PyInvGeo: An open-source Python package for regularized linear inversion in geophysics

• Published in: Computers & geosciences Vol. 202; p. 105948
• Main Authors: Gupta, Naveen, Kazemi, Nasser
• Format: Journal Article
• Language: English
• Published: Elsevier Ltd 01.08.2025
• Subjects: algorithms; computer software; data collection; Deconvolution; domain; geophysics; Gulf of Mexico; Inversion; Multiple suppression; radon; Regularization; Smoothness; Sparsity; Gulf of Mexico; Inversion; Deconvolution; Sparsity; Regularization; Smoothness; Multiple suppression
• ISSN: 0098-3004
• DOI: 10.1016/j.cageo.2025.105948

We developed several algorithms to solve the generalized linear inversion problem. In real-world problems, the datasets are huge and direct inversion of data matrix is not possible.

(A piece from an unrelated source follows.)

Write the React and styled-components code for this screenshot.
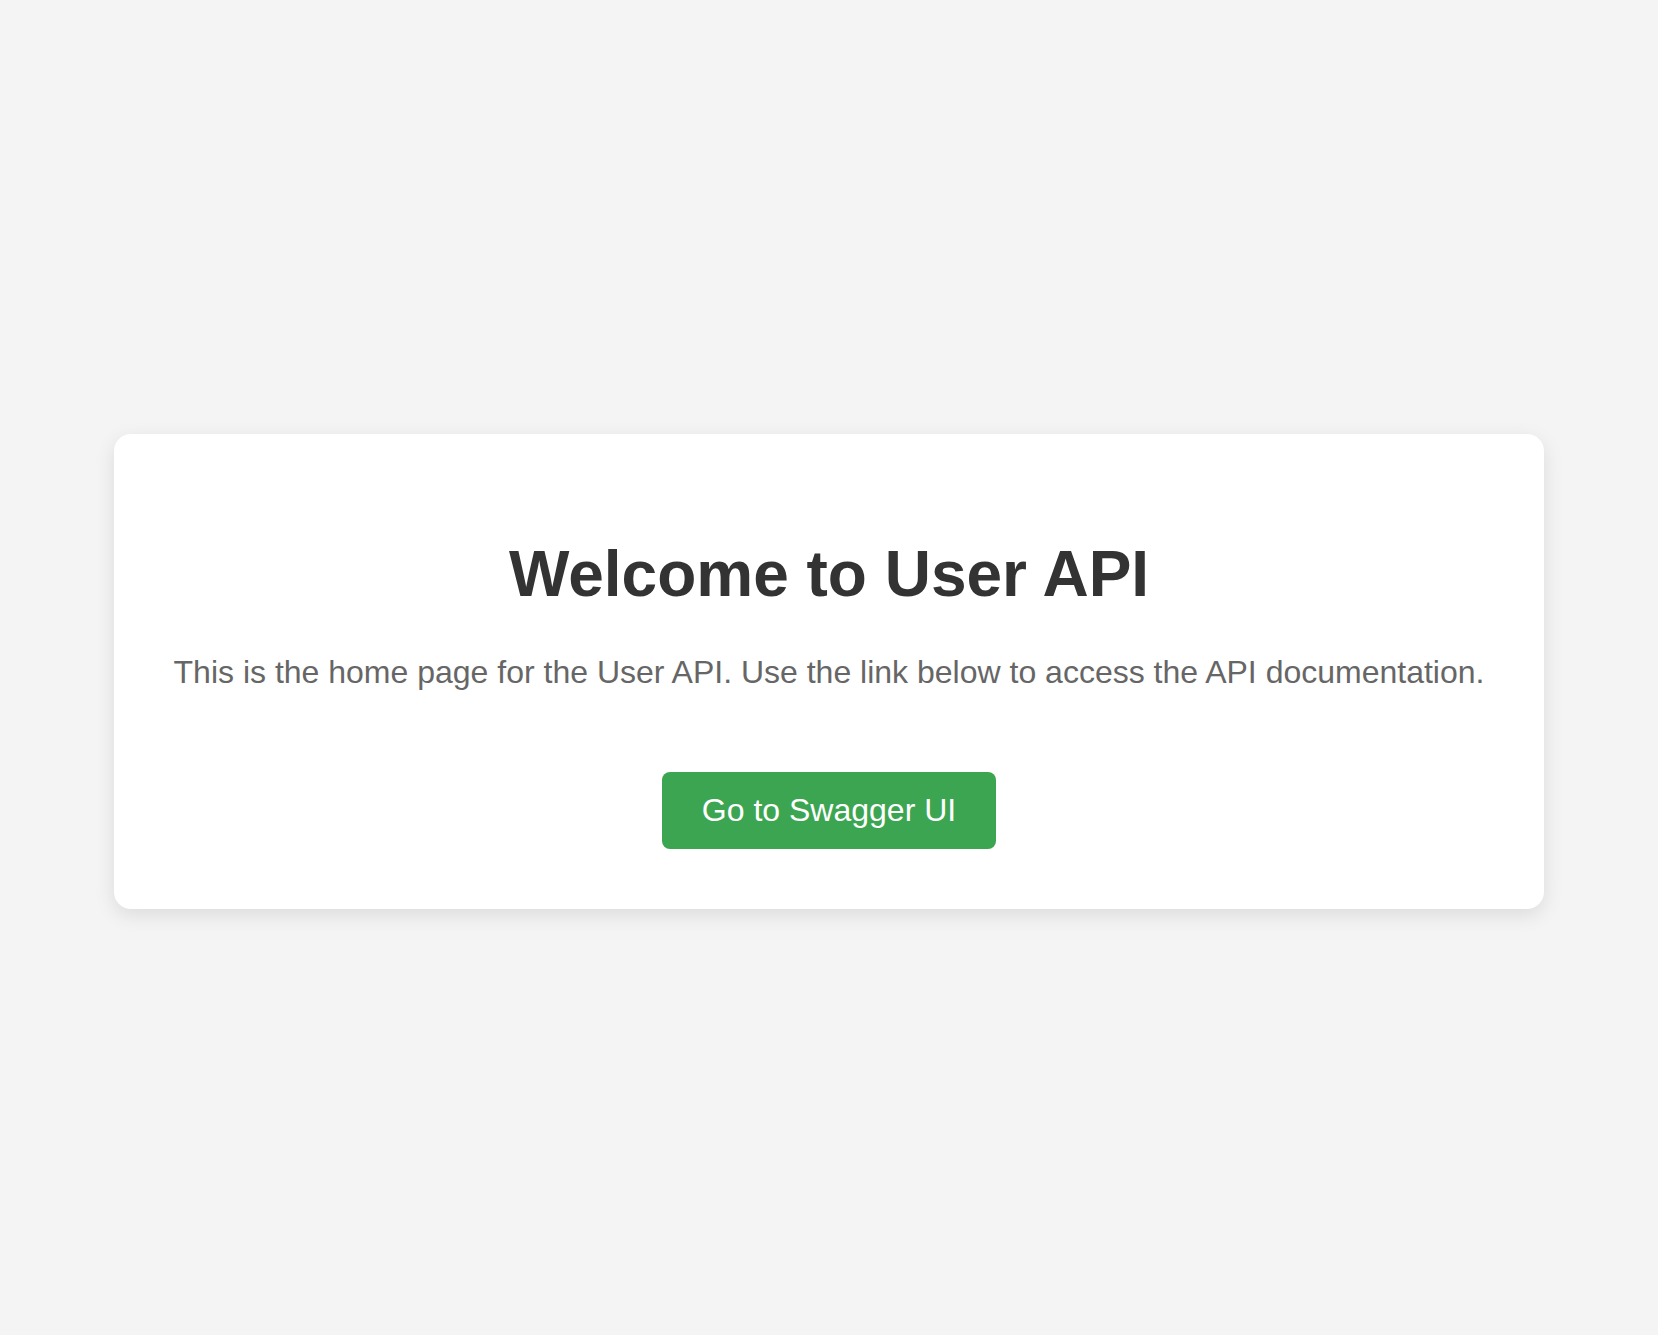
import styled, { createGlobalStyle } from 'styled-components';

const GlobalStyle = createGlobalStyle`
  body {
    margin: 4px 8px 8px;
    background-color: #f4f4f4;
    font-family: 'Liberation Sans', Arial, sans-serif;
  }
`;

const Page = styled.div`
  min-height: 100vh;
  display: flex;
  align-items: center;
  justify-content: center;
`;

const Card = styled.div`
  box-sizing: border-box;
  width: 100%;
  max-width: 1430px;
  padding: 60px 50px;
  background-color: #fff;
  border-radius: 17px;
  box-shadow: 0 6px 20px rgba(0, 0, 0, 0.1);
  text-align: center;
`;

const Title = styled.h1`
  margin: 0.67em 0;
  font-size: 64px;
  font-weight: bold;
  color: #333;
`;

const Intro = styled.p`
  margin: 0 0 81px;
  font-size: 32px;
  color: #666;
`;

const SwaggerLink = styled.a`
  display: inline-block;
  padding: 20px 40px;
  font-size: 32px;
  color: #fff;
  background-color: #3ca551;
  border-radius: 8px;
  text-decoration: none;
`;

const App = () => {
  return (
    <>
      <GlobalStyle />
      <Page>
        <Card>
          <Title>Welcome to User API</Title>
          <Intro>
            This is the home page for the User API. Use the link below to access the API documentation.
          </Intro>
          <SwaggerLink href='#swagger'>Go to Swagger UI</SwaggerLink>
        </Card>
      </Page>
    </>
  );
};

export default App;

Iterative algorithms can provide the desired solution by iteratively updating the solution along the opposite direction of the gradient. Hence, we develop steepest descent with ℓ2, Huber, Cauchy, and hybrid ℓ1/ℓ2 norms regularization, conjugate gradient with smoothness and sparsity constraints, FISTA, and alternating minimization algorithms. L-curve for the ℓ2−ℓ2 minimization and Generalized Cross Validation function for the ℓ2−ℓ1 minimization are used to provide the optimum regularization parameter. The numerical seismic deconvolution tests on synthetic single-channel data show the performances of the different algorithms and the parameter selections. Then, based on the performances of the algorithms on single channel data, we select the conjugate gradient with sparsity constraint and FISTA for deconvolution of Teapot dome 2D real data. We find that on 2D data, the FISTA method provides sparser solutions. However, through deconvolution of 3D seismic data, by increasing the dimensions and complexity of signals of interest, we show that the FISTA algorithm struggles to provide continuous and interpretable results. To address this issue, we introduce the Hoyer-squared norm to promote sparsity. Hoyer-squared norm is almost everywhere differentiable, scale-invariant, and contrary to ℓ1 norm it does not equally shrink all the coefficients. The 3D deconvolution shows that the Hoyer-squared method outperforms FISTA and provides a continuous and interpretable solution. Finally, we develop a Hoyer-squared-based multiple suppression in the Radon domain and successfully test the algorithm on synthetic and real marine Gulf of Mexico data. The multiple suppression algorithm is based on the parabolic Radon transform. The Python package for the algorithms and numerical testes is included for reproducibility purposes and to facilitate the use of the algorithms on different problems. •Six iterative algorithms for linearized inverse problems.•Automatic tuning of regularization parameter.•Smoothness and sparsity-based regularization.•Seismic deconvolution and multiple suppression applications.